All of the lines below are to be transcribed faithfully, with pictures excluded from the copy.

▸ **Supplied information**:
= = = = =
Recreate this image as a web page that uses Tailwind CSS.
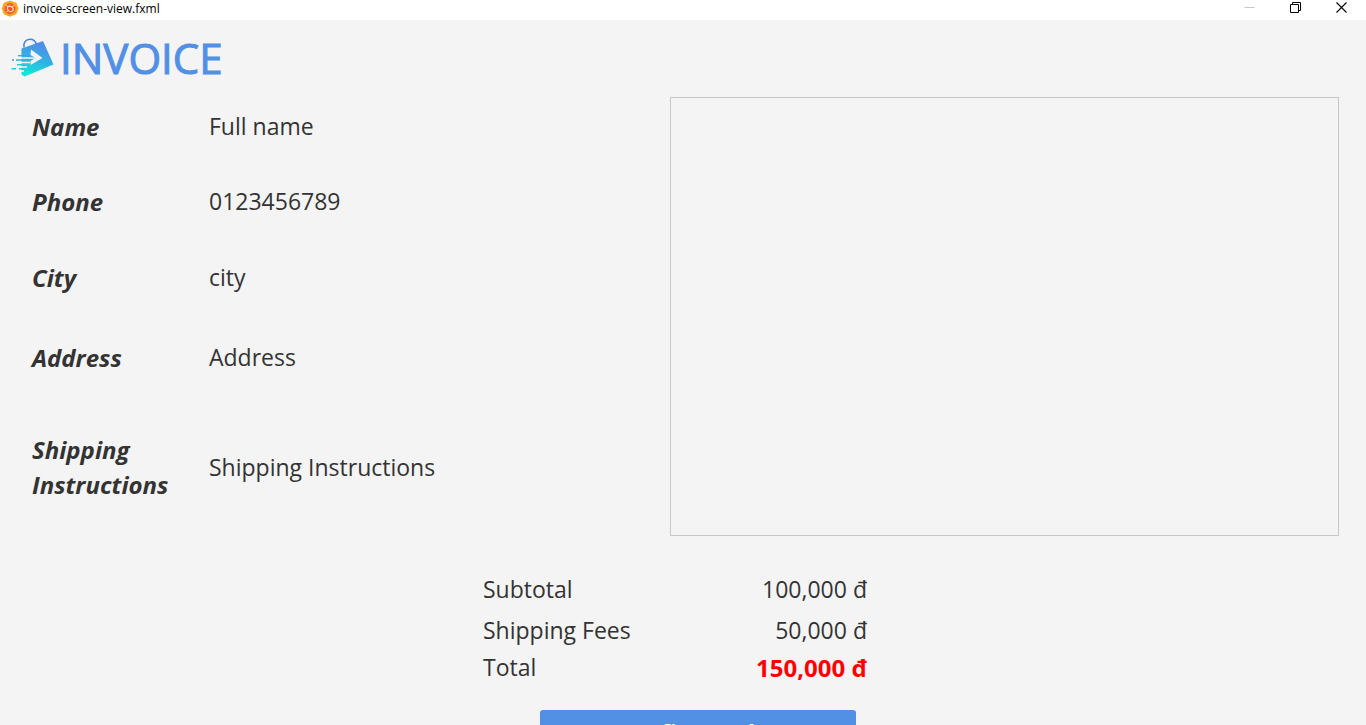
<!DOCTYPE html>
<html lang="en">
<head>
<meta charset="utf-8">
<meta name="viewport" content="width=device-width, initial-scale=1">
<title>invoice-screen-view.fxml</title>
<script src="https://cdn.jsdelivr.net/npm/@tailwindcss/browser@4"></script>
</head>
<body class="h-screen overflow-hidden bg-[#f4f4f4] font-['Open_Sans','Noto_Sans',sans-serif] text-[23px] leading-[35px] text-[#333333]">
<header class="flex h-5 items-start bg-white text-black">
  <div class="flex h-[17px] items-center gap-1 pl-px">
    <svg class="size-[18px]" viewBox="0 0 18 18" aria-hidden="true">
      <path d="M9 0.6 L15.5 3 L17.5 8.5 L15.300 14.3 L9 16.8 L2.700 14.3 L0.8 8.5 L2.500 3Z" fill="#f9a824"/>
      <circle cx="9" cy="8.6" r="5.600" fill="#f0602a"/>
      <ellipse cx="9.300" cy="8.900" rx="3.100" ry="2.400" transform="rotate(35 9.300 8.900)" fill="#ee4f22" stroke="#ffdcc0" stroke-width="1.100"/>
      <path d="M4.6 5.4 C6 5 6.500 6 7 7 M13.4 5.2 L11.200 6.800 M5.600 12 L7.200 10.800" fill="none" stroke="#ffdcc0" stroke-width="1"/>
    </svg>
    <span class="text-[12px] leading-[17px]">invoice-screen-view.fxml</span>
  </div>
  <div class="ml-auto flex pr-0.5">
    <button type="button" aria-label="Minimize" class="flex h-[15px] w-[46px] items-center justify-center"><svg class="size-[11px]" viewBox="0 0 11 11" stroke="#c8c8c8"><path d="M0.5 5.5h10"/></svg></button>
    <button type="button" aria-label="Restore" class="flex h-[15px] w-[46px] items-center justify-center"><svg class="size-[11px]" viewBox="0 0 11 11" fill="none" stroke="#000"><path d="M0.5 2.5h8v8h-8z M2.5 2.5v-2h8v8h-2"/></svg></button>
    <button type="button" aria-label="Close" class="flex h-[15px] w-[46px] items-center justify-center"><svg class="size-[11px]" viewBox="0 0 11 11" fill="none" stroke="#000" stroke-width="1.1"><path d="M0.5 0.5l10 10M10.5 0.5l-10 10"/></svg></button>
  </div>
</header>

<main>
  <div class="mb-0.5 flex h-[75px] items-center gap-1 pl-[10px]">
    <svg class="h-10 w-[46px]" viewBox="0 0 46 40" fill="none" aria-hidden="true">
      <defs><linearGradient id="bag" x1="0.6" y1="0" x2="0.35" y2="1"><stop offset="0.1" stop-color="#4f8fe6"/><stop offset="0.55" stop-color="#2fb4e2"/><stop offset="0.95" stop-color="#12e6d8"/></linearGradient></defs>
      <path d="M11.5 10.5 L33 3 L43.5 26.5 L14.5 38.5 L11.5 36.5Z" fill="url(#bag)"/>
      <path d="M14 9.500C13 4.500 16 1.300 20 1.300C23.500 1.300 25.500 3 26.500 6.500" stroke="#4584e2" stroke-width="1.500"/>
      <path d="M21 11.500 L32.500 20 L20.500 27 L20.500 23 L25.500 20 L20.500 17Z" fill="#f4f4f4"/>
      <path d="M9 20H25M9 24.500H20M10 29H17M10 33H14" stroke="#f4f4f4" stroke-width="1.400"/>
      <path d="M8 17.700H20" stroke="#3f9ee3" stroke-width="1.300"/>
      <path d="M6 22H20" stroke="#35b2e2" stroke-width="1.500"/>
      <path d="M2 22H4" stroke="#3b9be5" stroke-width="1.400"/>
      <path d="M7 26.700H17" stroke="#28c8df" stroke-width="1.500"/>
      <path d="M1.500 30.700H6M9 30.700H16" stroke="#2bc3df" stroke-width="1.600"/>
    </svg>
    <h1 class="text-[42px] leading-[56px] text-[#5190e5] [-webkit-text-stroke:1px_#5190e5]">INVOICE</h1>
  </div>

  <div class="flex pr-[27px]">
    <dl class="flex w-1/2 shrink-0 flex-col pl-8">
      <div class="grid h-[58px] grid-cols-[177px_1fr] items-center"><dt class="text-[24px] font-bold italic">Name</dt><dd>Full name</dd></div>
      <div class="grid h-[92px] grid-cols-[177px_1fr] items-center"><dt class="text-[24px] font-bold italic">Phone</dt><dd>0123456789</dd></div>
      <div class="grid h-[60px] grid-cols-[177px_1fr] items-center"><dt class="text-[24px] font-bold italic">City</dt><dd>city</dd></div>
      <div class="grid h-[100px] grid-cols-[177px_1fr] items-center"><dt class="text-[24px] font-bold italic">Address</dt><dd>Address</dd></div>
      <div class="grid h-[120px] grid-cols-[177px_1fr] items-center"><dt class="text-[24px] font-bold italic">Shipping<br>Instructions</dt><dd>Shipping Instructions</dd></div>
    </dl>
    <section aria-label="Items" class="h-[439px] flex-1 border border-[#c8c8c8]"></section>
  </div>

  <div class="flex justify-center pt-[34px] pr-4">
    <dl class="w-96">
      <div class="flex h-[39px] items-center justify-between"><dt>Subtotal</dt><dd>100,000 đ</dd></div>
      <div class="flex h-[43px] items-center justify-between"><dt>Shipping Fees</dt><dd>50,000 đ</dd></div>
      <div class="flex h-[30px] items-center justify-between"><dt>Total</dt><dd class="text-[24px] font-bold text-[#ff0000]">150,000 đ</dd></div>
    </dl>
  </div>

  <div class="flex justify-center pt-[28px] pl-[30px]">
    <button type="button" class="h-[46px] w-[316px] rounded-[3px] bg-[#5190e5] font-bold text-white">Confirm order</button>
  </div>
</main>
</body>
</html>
= = = = =
▸ **Full solution**:
Recreate this image as a web page that uses Tailwind CSS.
<!DOCTYPE html>
<html lang="en">
<head>
<meta charset="utf-8">
<meta name="viewport" content="width=device-width, initial-scale=1">
<title>invoice-screen-view.fxml</title>
<script src="https://cdn.jsdelivr.net/npm/@tailwindcss/browser@4"></script>
</head>
<body class="h-screen overflow-hidden bg-[#f4f4f4] font-['Open_Sans','Noto_Sans',sans-serif] text-[23px] leading-[35px] text-[#333333]">
<header class="flex h-5 items-start bg-white text-black">
  <div class="flex h-[17px] items-center gap-1 pl-px">
    <svg class="size-[18px]" viewBox="0 0 18 18" aria-hidden="true">
      <path d="M9 0.6 L15.5 3 L17.5 8.5 L15.300 14.3 L9 16.8 L2.700 14.3 L0.8 8.5 L2.500 3Z" fill="#f9a824"/>
      <circle cx="9" cy="8.6" r="5.600" fill="#f0602a"/>
      <ellipse cx="9.300" cy="8.900" rx="3.100" ry="2.400" transform="rotate(35 9.300 8.900)" fill="#ee4f22" stroke="#ffdcc0" stroke-width="1.100"/>
      <path d="M4.6 5.4 C6 5 6.500 6 7 7 M13.4 5.2 L11.200 6.800 M5.600 12 L7.200 10.800" fill="none" stroke="#ffdcc0" stroke-width="1"/>
    </svg>
    <span class="text-[12px] leading-[17px]">invoice-screen-view.fxml</span>
  </div>
  <div class="ml-auto flex pr-0.5">
    <button type="button" aria-label="Minimize" class="flex h-[15px] w-[46px] items-center justify-center"><svg class="size-[11px]" viewBox="0 0 11 11" stroke="#c8c8c8"><path d="M0.5 5.5h10"/></svg></button>
    <button type="button" aria-label="Restore" class="flex h-[15px] w-[46px] items-center justify-center"><svg class="size-[11px]" viewBox="0 0 11 11" fill="none" stroke="#000"><path d="M0.5 2.5h8v8h-8z M2.5 2.5v-2h8v8h-2"/></svg></button>
    <button type="button" aria-label="Close" class="flex h-[15px] w-[46px] items-center justify-center"><svg class="size-[11px]" viewBox="0 0 11 11" fill="none" stroke="#000" stroke-width="1.1"><path d="M0.5 0.5l10 10M10.5 0.5l-10 10"/></svg></button>
  </div>
</header>

<main>
  <div class="mb-0.5 flex h-[75px] items-center gap-1 pl-[10px]">
    <svg class="h-10 w-[46px]" viewBox="0 0 46 40" fill="none" aria-hidden="true">
      <defs><linearGradient id="bag" x1="0.6" y1="0" x2="0.35" y2="1"><stop offset="0.1" stop-color="#4f8fe6"/><stop offset="0.55" stop-color="#2fb4e2"/><stop offset="0.95" stop-color="#12e6d8"/></linearGradient></defs>
      <path d="M11.5 10.5 L33 3 L43.5 26.5 L14.5 38.5 L11.5 36.5Z" fill="url(#bag)"/>
      <path d="M14 9.500C13 4.500 16 1.300 20 1.300C23.500 1.300 25.500 3 26.500 6.500" stroke="#4584e2" stroke-width="1.500"/>
      <path d="M21 11.500 L32.500 20 L20.500 27 L20.500 23 L25.500 20 L20.500 17Z" fill="#f4f4f4"/>
      <path d="M9 20H25M9 24.500H20M10 29H17M10 33H14" stroke="#f4f4f4" stroke-width="1.400"/>
      <path d="M8 17.700H20" stroke="#3f9ee3" stroke-width="1.300"/>
      <path d="M6 22H20" stroke="#35b2e2" stroke-width="1.500"/>
      <path d="M2 22H4" stroke="#3b9be5" stroke-width="1.400"/>
      <path d="M7 26.700H17" stroke="#28c8df" stroke-width="1.500"/>
      <path d="M1.500 30.700H6M9 30.700H16" stroke="#2bc3df" stroke-width="1.600"/>
    </svg>
    <h1 class="text-[42px] leading-[56px] text-[#5190e5] [-webkit-text-stroke:1px_#5190e5]">INVOICE</h1>
  </div>

  <div class="flex pr-[27px]">
    <dl class="flex w-1/2 shrink-0 flex-col pl-8">
      <div class="grid h-[58px] grid-cols-[177px_1fr] items-center"><dt class="text-[24px] font-bold italic">Name</dt><dd>Full name</dd></div>
      <div class="grid h-[92px] grid-cols-[177px_1fr] items-center"><dt class="text-[24px] font-bold italic">Phone</dt><dd>0123456789</dd></div>
      <div class="grid h-[60px] grid-cols-[177px_1fr] items-center"><dt class="text-[24px] font-bold italic">City</dt><dd>city</dd></div>
      <div class="grid h-[100px] grid-cols-[177px_1fr] items-center"><dt class="text-[24px] font-bold italic">Address</dt><dd>Address</dd></div>
      <div class="grid h-[120px] grid-cols-[177px_1fr] items-center"><dt class="text-[24px] font-bold italic">Shipping<br>Instructions</dt><dd>Shipping Instructions</dd></div>
    </dl>
    <section aria-label="Items" class="h-[439px] flex-1 border border-[#c8c8c8]"></section>
  </div>

  <div class="flex justify-center pt-[34px] pr-4">
    <dl class="w-96">
      <div class="flex h-[39px] items-center justify-between"><dt>Subtotal</dt><dd>100,000 đ</dd></div>
      <div class="flex h-[43px] items-center justify-between"><dt>Shipping Fees</dt><dd>50,000 đ</dd></div>
      <div class="flex h-[30px] items-center justify-between"><dt>Total</dt><dd class="text-[24px] font-bold text-[#ff0000]">150,000 đ</dd></div>
    </dl>
  </div>

  <div class="flex justify-center pt-[28px] pl-[30px]">
    <button type="button" class="h-[46px] w-[316px] rounded-[3px] bg-[#5190e5] font-bold text-white">Confirm order</button>
  </div>
</main>
</body>
</html>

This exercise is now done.